STORED DATA:
* BEGIN *

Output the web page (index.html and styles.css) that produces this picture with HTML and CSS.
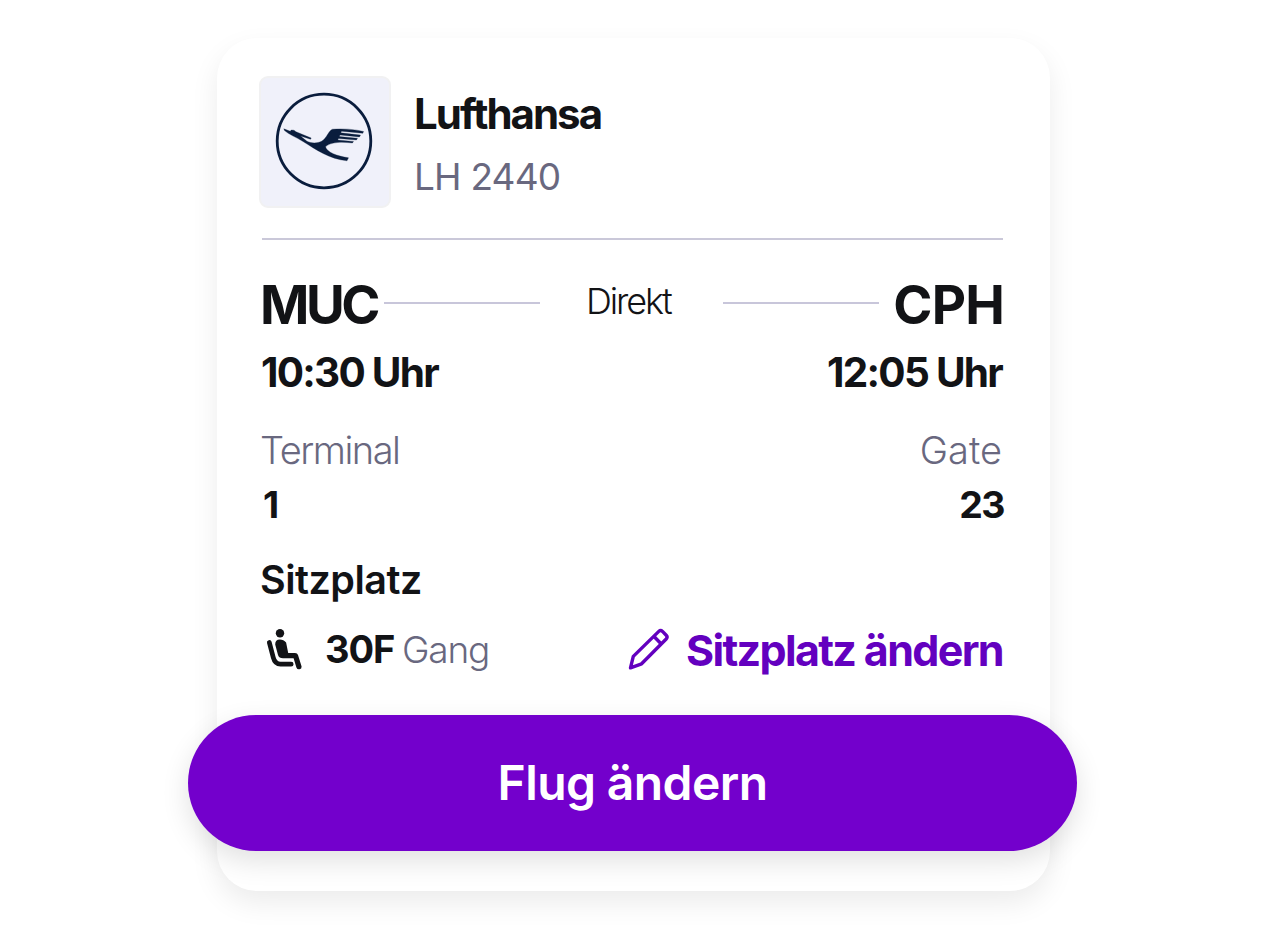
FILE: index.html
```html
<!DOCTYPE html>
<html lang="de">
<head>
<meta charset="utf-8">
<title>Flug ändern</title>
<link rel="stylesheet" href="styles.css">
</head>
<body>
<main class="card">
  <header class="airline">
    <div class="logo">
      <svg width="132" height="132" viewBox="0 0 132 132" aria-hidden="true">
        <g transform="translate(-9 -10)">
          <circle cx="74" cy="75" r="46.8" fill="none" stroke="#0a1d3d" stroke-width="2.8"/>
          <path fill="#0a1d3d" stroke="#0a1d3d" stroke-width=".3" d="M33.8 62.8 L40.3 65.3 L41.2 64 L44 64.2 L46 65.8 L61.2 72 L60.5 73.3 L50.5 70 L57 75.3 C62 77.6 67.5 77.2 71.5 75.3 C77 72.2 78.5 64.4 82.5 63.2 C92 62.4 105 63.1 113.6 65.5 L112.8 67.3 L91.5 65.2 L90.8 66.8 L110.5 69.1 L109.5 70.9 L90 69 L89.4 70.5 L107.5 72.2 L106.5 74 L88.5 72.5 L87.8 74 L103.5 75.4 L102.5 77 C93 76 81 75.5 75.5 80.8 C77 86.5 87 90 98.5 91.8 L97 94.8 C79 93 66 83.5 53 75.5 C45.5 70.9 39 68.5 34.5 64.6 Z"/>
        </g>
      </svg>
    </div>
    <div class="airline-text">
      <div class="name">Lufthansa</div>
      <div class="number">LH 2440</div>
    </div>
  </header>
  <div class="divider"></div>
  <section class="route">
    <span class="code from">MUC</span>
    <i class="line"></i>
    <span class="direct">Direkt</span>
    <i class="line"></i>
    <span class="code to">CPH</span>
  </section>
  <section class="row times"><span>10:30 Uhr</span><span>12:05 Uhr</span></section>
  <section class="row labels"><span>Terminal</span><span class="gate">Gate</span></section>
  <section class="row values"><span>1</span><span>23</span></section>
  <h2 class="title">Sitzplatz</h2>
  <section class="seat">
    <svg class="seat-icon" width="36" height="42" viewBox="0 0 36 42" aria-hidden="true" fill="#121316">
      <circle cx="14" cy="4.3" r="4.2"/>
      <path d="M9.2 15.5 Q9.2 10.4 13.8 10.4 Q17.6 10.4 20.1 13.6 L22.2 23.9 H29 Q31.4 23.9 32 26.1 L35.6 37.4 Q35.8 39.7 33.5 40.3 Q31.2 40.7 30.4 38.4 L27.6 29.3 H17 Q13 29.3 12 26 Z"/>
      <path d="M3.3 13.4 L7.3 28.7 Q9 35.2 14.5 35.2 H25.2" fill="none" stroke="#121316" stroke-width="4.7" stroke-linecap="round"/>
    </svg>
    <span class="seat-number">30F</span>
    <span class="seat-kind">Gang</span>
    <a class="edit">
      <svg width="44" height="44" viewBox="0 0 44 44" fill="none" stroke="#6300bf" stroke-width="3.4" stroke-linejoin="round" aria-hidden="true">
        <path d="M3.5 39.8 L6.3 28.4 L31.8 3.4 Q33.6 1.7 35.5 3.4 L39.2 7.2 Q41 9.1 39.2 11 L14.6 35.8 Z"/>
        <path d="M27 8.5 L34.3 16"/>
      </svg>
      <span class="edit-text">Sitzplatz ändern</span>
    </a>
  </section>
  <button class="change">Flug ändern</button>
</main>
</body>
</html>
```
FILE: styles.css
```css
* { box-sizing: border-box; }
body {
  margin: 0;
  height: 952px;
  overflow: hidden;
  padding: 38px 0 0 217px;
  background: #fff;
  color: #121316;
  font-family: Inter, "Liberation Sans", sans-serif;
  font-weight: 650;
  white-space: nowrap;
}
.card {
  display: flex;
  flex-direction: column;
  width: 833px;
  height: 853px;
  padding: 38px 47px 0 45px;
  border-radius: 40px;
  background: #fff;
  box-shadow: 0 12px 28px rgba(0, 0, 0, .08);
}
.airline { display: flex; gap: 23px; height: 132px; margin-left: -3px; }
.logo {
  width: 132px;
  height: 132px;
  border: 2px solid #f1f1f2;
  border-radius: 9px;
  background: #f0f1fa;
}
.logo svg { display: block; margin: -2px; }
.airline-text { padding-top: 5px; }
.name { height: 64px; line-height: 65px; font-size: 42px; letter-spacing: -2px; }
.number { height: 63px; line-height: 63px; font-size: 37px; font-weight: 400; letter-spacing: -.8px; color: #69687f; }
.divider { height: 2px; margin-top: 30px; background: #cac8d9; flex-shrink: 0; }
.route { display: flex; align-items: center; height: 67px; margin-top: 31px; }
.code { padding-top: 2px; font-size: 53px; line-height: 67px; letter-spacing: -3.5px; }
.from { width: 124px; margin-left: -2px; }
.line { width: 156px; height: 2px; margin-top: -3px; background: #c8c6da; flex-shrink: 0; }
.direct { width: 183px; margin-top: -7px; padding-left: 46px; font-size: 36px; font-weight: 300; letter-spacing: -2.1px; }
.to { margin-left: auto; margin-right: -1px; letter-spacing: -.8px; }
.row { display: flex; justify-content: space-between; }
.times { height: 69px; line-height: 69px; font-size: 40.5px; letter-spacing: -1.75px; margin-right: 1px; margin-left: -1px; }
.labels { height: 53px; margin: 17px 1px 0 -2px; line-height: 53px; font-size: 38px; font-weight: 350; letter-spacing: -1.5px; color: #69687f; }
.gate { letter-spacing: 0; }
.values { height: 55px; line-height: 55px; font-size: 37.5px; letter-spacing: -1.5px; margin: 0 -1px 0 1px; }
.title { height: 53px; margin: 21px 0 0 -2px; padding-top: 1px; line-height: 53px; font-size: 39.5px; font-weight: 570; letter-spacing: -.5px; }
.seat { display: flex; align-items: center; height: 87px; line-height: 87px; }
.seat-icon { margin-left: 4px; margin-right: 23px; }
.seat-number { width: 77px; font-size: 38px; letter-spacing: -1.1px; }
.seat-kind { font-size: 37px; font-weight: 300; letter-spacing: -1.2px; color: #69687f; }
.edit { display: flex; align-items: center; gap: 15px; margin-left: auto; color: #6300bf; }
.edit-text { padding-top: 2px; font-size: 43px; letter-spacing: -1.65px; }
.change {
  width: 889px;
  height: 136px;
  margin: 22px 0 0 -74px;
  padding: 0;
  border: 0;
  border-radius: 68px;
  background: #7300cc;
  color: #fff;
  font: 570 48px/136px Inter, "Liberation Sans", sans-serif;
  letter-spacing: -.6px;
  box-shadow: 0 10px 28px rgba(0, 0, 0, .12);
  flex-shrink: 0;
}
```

* END *

CHALLENGE: Copy every line of the data exactly as written, excluding the pictures.

RESPONSE:
Output the web page (index.html and styles.css) that produces this picture with HTML and CSS.
FILE: index.html
```html
<!DOCTYPE html>
<html lang="de">
<head>
<meta charset="utf-8">
<title>Flug ändern</title>
<link rel="stylesheet" href="styles.css">
</head>
<body>
<main class="card">
  <header class="airline">
    <div class="logo">
      <svg width="132" height="132" viewBox="0 0 132 132" aria-hidden="true">
        <g transform="translate(-9 -10)">
          <circle cx="74" cy="75" r="46.8" fill="none" stroke="#0a1d3d" stroke-width="2.8"/>
          <path fill="#0a1d3d" stroke="#0a1d3d" stroke-width=".3" d="M33.8 62.8 L40.3 65.3 L41.2 64 L44 64.2 L46 65.8 L61.2 72 L60.5 73.3 L50.5 70 L57 75.3 C62 77.6 67.5 77.2 71.5 75.3 C77 72.2 78.5 64.4 82.5 63.2 C92 62.4 105 63.1 113.6 65.5 L112.8 67.3 L91.5 65.2 L90.8 66.8 L110.5 69.1 L109.5 70.9 L90 69 L89.4 70.5 L107.5 72.2 L106.5 74 L88.5 72.5 L87.8 74 L103.5 75.4 L102.5 77 C93 76 81 75.5 75.5 80.8 C77 86.5 87 90 98.5 91.8 L97 94.8 C79 93 66 83.5 53 75.5 C45.5 70.9 39 68.5 34.5 64.6 Z"/>
        </g>
      </svg>
    </div>
    <div class="airline-text">
      <div class="name">Lufthansa</div>
      <div class="number">LH 2440</div>
    </div>
  </header>
  <div class="divider"></div>
  <section class="route">
    <span class="code from">MUC</span>
    <i class="line"></i>
    <span class="direct">Direkt</span>
    <i class="line"></i>
    <span class="code to">CPH</span>
  </section>
  <section class="row times"><span>10:30 Uhr</span><span>12:05 Uhr</span></section>
  <section class="row labels"><span>Terminal</span><span class="gate">Gate</span></section>
  <section class="row values"><span>1</span><span>23</span></section>
  <h2 class="title">Sitzplatz</h2>
  <section class="seat">
    <svg class="seat-icon" width="36" height="42" viewBox="0 0 36 42" aria-hidden="true" fill="#121316">
      <circle cx="14" cy="4.3" r="4.2"/>
      <path d="M9.2 15.5 Q9.2 10.4 13.8 10.4 Q17.6 10.4 20.1 13.6 L22.2 23.9 H29 Q31.4 23.9 32 26.1 L35.6 37.4 Q35.8 39.7 33.5 40.3 Q31.2 40.7 30.4 38.4 L27.6 29.3 H17 Q13 29.3 12 26 Z"/>
      <path d="M3.3 13.4 L7.3 28.7 Q9 35.2 14.5 35.2 H25.2" fill="none" stroke="#121316" stroke-width="4.7" stroke-linecap="round"/>
    </svg>
    <span class="seat-number">30F</span>
    <span class="seat-kind">Gang</span>
    <a class="edit">
      <svg width="44" height="44" viewBox="0 0 44 44" fill="none" stroke="#6300bf" stroke-width="3.4" stroke-linejoin="round" aria-hidden="true">
        <path d="M3.5 39.8 L6.3 28.4 L31.8 3.4 Q33.6 1.7 35.5 3.4 L39.2 7.2 Q41 9.1 39.2 11 L14.6 35.8 Z"/>
        <path d="M27 8.5 L34.3 16"/>
      </svg>
      <span class="edit-text">Sitzplatz ändern</span>
    </a>
  </section>
  <button class="change">Flug ändern</button>
</main>
</body>
</html>
```
FILE: styles.css
```css
* { box-sizing: border-box; }
body {
  margin: 0;
  height: 952px;
  overflow: hidden;
  padding: 38px 0 0 217px;
  background: #fff;
  color: #121316;
  font-family: Inter, "Liberation Sans", sans-serif;
  font-weight: 650;
  white-space: nowrap;
}
.card {
  display: flex;
  flex-direction: column;
  width: 833px;
  height: 853px;
  padding: 38px 47px 0 45px;
  border-radius: 40px;
  background: #fff;
  box-shadow: 0 12px 28px rgba(0, 0, 0, .08);
}
.airline { display: flex; gap: 23px; height: 132px; margin-left: -3px; }
.logo {
  width: 132px;
  height: 132px;
  border: 2px solid #f1f1f2;
  border-radius: 9px;
  background: #f0f1fa;
}
.logo svg { display: block; margin: -2px; }
.airline-text { padding-top: 5px; }
.name { height: 64px; line-height: 65px; font-size: 42px; letter-spacing: -2px; }
.number { height: 63px; line-height: 63px; font-size: 37px; font-weight: 400; letter-spacing: -.8px; color: #69687f; }
.divider { height: 2px; margin-top: 30px; background: #cac8d9; flex-shrink: 0; }
.route { display: flex; align-items: center; height: 67px; margin-top: 31px; }
.code { padding-top: 2px; font-size: 53px; line-height: 67px; letter-spacing: -3.5px; }
.from { width: 124px; margin-left: -2px; }
.line { width: 156px; height: 2px; margin-top: -3px; background: #c8c6da; flex-shrink: 0; }
.direct { width: 183px; margin-top: -7px; padding-left: 46px; font-size: 36px; font-weight: 300; letter-spacing: -2.1px; }
.to { margin-left: auto; margin-right: -1px; letter-spacing: -.8px; }
.row { display: flex; justify-content: space-between; }
.times { height: 69px; line-height: 69px; font-size: 40.5px; letter-spacing: -1.75px; margin-right: 1px; margin-left: -1px; }
.labels { height: 53px; margin: 17px 1px 0 -2px; line-height: 53px; font-size: 38px; font-weight: 350; letter-spacing: -1.5px; color: #69687f; }
.gate { letter-spacing: 0; }
.values { height: 55px; line-height: 55px; font-size: 37.5px; letter-spacing: -1.5px; margin: 0 -1px 0 1px; }
.title { height: 53px; margin: 21px 0 0 -2px; padding-top: 1px; line-height: 53px; font-size: 39.5px; font-weight: 570; letter-spacing: -.5px; }
.seat { display: flex; align-items: center; height: 87px; line-height: 87px; }
.seat-icon { margin-left: 4px; margin-right: 23px; }
.seat-number { width: 77px; font-size: 38px; letter-spacing: -1.1px; }
.seat-kind { font-size: 37px; font-weight: 300; letter-spacing: -1.2px; color: #69687f; }
.edit { display: flex; align-items: center; gap: 15px; margin-left: auto; color: #6300bf; }
.edit-text { padding-top: 2px; font-size: 43px; letter-spacing: -1.65px; }
.change {
  width: 889px;
  height: 136px;
  margin: 22px 0 0 -74px;
  padding: 0;
  border: 0;
  border-radius: 68px;
  background: #7300cc;
  color: #fff;
  font: 570 48px/136px Inter, "Liberation Sans", sans-serif;
  letter-spacing: -.6px;
  box-shadow: 0 10px 28px rgba(0, 0, 0, .12);
  flex-shrink: 0;
}
```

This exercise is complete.